** Exercise details **
Pick out the lines containing "styles".

** Supplied data **

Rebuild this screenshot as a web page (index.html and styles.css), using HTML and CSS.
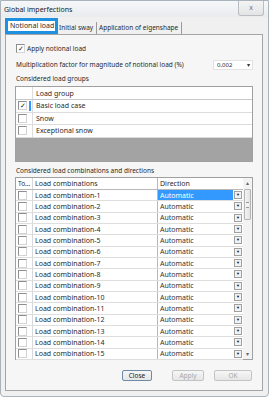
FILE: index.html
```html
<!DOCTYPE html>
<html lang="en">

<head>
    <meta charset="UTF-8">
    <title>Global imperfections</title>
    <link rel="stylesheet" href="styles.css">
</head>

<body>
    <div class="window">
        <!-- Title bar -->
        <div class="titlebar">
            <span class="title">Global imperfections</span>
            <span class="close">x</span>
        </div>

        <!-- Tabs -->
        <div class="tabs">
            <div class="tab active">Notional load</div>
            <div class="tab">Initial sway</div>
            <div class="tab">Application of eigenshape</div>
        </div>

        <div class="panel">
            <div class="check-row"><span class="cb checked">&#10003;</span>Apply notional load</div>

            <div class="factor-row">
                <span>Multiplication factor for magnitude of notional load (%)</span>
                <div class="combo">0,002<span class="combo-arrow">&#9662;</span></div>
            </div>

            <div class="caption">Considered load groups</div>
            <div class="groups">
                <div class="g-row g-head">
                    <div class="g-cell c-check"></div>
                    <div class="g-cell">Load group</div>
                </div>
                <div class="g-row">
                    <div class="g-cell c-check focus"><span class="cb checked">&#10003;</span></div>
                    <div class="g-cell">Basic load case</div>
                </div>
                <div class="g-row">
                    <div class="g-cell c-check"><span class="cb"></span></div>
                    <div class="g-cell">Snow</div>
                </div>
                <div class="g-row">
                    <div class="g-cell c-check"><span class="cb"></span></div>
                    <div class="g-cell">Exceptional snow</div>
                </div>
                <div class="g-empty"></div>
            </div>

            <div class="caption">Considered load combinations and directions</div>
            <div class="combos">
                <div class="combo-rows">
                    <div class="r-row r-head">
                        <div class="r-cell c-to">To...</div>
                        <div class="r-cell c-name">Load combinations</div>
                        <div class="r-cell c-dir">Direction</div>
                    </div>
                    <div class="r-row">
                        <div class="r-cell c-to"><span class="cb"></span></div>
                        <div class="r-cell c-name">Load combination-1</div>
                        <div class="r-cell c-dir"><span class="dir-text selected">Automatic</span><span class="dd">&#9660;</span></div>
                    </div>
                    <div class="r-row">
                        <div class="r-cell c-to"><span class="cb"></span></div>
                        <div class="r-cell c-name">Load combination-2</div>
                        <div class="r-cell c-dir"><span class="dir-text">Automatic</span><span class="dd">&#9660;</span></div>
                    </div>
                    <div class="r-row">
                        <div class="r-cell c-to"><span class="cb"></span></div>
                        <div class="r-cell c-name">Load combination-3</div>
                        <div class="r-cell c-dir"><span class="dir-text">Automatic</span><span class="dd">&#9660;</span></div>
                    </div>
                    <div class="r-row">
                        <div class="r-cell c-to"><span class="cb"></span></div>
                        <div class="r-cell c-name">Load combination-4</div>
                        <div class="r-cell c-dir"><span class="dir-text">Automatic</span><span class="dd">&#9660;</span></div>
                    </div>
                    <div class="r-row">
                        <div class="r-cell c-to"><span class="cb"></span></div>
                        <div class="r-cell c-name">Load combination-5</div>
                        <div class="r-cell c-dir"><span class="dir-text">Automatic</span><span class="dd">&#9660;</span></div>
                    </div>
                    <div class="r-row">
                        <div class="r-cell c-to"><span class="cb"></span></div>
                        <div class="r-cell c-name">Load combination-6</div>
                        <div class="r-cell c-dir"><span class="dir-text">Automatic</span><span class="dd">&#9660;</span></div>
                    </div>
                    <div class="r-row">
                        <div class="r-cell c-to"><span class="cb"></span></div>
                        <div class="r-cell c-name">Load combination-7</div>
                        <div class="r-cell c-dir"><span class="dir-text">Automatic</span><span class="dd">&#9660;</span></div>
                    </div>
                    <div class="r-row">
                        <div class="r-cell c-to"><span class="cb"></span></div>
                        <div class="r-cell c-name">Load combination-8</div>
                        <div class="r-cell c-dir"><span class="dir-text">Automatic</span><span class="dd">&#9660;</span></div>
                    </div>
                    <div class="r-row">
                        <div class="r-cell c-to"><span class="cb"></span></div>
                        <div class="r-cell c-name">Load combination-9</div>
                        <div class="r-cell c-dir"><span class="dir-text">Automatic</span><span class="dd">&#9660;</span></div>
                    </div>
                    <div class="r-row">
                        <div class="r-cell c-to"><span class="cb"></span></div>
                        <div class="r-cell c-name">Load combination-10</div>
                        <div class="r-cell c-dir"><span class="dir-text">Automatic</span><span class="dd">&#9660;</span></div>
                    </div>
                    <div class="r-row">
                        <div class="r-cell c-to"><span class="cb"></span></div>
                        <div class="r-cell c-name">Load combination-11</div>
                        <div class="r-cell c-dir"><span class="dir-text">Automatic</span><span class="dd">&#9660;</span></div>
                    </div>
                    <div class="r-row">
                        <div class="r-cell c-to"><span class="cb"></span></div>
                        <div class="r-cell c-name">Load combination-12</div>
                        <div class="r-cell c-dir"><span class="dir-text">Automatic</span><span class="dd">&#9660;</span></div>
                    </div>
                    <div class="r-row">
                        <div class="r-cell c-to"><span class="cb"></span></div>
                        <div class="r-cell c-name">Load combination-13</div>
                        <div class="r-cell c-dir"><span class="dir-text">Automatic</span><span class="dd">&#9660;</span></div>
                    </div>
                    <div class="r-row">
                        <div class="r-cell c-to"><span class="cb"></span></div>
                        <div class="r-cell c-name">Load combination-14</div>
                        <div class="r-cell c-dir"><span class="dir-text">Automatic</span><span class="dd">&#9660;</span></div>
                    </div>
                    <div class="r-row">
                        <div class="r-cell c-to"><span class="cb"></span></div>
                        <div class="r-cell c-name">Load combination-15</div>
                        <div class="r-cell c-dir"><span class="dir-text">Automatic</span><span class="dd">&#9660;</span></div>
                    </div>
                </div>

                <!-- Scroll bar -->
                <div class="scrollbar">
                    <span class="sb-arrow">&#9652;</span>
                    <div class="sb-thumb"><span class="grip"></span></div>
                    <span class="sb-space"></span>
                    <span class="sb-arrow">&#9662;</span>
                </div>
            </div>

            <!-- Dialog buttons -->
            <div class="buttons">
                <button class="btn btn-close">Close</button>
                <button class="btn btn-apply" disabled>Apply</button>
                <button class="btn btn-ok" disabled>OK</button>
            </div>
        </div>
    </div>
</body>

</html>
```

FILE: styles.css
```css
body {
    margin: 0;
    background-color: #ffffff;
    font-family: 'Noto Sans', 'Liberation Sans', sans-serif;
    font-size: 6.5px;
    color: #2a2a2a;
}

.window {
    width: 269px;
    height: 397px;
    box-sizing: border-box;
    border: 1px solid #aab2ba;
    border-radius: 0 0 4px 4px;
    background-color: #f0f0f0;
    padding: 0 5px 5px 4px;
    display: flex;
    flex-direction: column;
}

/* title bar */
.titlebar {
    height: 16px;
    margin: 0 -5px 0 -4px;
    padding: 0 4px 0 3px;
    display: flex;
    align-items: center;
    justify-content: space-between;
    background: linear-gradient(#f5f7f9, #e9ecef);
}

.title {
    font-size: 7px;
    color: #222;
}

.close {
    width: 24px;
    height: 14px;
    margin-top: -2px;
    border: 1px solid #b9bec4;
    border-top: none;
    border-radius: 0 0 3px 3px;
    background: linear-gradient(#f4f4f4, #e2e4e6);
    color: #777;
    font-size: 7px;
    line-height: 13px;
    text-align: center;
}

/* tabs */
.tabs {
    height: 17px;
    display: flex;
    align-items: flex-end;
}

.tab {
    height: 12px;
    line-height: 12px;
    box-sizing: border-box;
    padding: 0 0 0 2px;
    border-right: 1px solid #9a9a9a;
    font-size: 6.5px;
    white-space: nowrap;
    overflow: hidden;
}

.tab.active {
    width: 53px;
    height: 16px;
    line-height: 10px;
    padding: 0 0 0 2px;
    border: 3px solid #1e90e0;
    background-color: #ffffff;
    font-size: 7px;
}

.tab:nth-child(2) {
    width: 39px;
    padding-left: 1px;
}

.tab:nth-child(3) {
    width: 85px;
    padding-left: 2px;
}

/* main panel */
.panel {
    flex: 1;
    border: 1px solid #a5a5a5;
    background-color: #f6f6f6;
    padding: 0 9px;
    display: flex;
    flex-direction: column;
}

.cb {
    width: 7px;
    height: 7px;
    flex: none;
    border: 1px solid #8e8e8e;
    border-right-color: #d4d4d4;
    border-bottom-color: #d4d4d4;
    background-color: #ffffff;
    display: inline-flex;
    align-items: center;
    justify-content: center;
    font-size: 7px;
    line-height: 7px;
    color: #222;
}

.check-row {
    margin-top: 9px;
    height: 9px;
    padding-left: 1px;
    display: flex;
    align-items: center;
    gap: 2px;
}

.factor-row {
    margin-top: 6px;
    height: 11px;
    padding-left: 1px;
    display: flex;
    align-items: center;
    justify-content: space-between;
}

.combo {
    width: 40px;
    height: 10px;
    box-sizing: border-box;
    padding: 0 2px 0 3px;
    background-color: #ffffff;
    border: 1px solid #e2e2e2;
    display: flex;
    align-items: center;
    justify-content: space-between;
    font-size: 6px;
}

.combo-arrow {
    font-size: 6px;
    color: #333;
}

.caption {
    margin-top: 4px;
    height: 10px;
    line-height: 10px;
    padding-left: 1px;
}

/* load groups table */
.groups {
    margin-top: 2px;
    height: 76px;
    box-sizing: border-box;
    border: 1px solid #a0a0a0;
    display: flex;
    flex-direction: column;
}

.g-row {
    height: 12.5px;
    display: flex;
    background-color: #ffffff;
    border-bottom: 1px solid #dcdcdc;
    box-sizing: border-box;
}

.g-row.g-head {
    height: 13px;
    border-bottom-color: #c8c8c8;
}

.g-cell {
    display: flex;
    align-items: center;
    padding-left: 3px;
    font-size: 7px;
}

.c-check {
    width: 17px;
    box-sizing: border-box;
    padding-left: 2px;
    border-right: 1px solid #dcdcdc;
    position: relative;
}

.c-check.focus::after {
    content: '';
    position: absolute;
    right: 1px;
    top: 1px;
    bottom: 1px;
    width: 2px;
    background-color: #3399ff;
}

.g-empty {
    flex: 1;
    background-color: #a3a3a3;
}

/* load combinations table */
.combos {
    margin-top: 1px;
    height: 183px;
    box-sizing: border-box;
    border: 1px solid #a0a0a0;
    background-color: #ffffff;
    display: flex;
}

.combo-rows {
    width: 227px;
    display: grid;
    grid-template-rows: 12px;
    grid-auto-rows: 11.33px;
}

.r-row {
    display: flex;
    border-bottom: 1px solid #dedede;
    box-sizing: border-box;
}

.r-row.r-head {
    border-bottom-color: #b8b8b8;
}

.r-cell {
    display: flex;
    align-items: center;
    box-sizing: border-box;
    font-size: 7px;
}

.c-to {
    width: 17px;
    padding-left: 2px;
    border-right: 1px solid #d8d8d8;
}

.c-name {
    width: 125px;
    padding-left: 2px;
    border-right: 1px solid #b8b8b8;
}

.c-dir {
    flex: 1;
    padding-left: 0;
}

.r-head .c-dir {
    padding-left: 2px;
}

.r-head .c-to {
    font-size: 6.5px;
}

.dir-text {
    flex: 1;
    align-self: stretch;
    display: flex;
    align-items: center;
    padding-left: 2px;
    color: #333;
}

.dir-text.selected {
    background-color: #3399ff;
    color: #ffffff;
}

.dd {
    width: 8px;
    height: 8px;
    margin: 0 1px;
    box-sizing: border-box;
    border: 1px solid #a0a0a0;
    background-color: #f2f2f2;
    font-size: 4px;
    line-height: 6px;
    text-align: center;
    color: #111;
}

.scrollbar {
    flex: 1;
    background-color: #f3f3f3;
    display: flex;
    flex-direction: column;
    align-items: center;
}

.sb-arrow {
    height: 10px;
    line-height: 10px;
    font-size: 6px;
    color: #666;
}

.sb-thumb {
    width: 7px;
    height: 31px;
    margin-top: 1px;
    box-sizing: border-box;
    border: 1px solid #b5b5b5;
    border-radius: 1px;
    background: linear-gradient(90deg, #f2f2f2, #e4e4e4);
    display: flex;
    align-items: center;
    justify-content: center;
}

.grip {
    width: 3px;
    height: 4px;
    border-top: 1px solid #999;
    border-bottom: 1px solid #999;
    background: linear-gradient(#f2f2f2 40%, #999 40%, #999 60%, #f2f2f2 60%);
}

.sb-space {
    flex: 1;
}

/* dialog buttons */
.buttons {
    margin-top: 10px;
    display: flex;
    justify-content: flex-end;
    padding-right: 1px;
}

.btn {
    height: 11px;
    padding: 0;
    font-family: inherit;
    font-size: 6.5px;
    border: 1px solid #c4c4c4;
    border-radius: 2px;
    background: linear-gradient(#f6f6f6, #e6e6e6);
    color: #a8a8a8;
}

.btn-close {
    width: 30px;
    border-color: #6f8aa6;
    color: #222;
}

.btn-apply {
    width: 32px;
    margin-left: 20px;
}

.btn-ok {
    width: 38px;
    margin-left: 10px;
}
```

** Solved problem **
Rebuild this screenshot as a web page (index.html and styles.css), using HTML and CSS.
    <link rel="stylesheet" href="styles.css">
FILE: styles.css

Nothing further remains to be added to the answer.